Fig. 4: Structure constants for Lie algebra D looping thru rank 4 to 13.

The color-coded structure constants for the exceptional Lie algebras E6, E7, E8, F4 and G2 are shown in the remaining three figures with fig. 5 looping thru E6, E7 and E8. Surprisingly (to me), the plots for the exceptional algebras lack the somewhat regular patterns which are found Figs. 1 - 4.

Fig. 5: Structure constants for Lie algebra E looping thru rank 6 to 8.

Fig. 6: Structure constants for Lie algebra F (rank4)

Fig. 7: Structure constants for Lie algebra G (rank 2)

The Lie algebra G2 is the only one with structure constants varying between $-3$ and $+3$.

Structure constants

Previously on Visual Lie Theory it was mentioned, that the commutator of two basis elements of a Lie algebra $\cal{L}$ is again an element of $\cal{L}$. I.e., it can be written as a linear combination of the basis vectors $t_k, k=1,\ldots,d$; i.e.,
$$[t_i, t_j] = \sum_{k=1}^d f^k_{ij}\,t_k$$ From the literature I learn, that the parameters $f^k_{ij}$ ("structure constants") (almost?) completely describe the Lie algebra $\cal{L}$.

What's interesting about the structure constants is, that once the $f^k_{ij}$ are known, one immediately can write down a $d$-dimensional matrix representation of $\cal{L}$, the adjoint representation.
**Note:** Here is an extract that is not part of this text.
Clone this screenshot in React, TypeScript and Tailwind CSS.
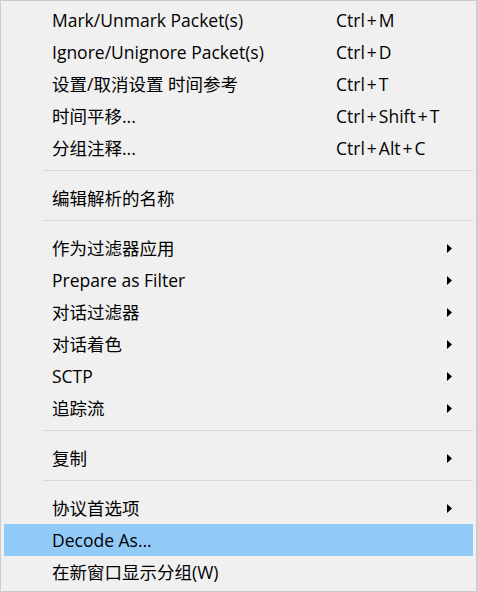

Concretely, the adjoint representation of $t_i$, the $i$-th generator, is given by
$$(T_i)_{k,j}  =  f^k_{ij}$$ where $j = 1,\ldots,d$ and $k = 1,\ldots,d$ denote the row and column index of the matrix $T_i$.

Clearly,  the structure constants depend on the chosen basis vectors $t_k, k=1,\ldots,d$. Viewed from another basis $$t_k \rightarrow \tilde{t}_k \equiv \sum_{l=1}^d a^l_k\,t_l$$ the structure constants will change as well;
$$[\tilde{t}_i, \tilde{t}_j] = \sum_{k=1}^d \tilde{f}^k_{ij}\,\tilde{t}_k$$ It turns out, that there is a particular basis, known as the Chevalley basis, in which the $f^k_{ij}$ are integers and assume only values between $-3$ and $+3$; in addition, the sum in $$[t_i, t_j] = \sum_{k=1}^d f^k_{ij}\,t_k$$ contains at most one non-zero element.

In general, the generators $t_i, i=1,\ldots,d$ can be divided in $d-r$ generators $e_\alpha$ corresponding to non-zero roots and $r$ generators $h_\alpha$ corresponding to zero roots; $d$ being the dimension and $r$ being the rank of $\cal{L}$. Here, the label $i$ of the generator $t_i$ is replaced by the root $\alpha$, which we may regard as a $r$-dimensional index of $e_\alpha$ and $h_\alpha$. For the generators $e_\alpha$ we find
$$[e_{\alpha_i}, e_{\alpha_j}] = K_{ij}\,e_{\alpha_i+\alpha_j}$$ where $K_{ij}$ is non-zero if the sum $\alpha_i+\alpha_j$ is a non-zero root. If $\alpha_i+\alpha_j$ is not a root, the commutator vanishes ($K_{ij}=0$). If $\alpha_i+\alpha_j$ is a zero-root (i.e. $\alpha_j = -\alpha_i$) the commutator is
$$[e_{\alpha_i}, e_{-\alpha_i}] = h_{\alpha_i}$$ where $h_{\alpha_i}$ is an element of the Cartan subalgebra. All generators contained within the Cartan subalgebra commute, i.e.
$$[h_{\alpha_i}, h_{\alpha_j}] = 0$$ . Furthermore,
$$[h_{\alpha_i}, e_{\alpha_j}] = N_{ij}\,e_{\alpha_j}$$ with $N_{ij}$ being the entries of the Cartan matrix.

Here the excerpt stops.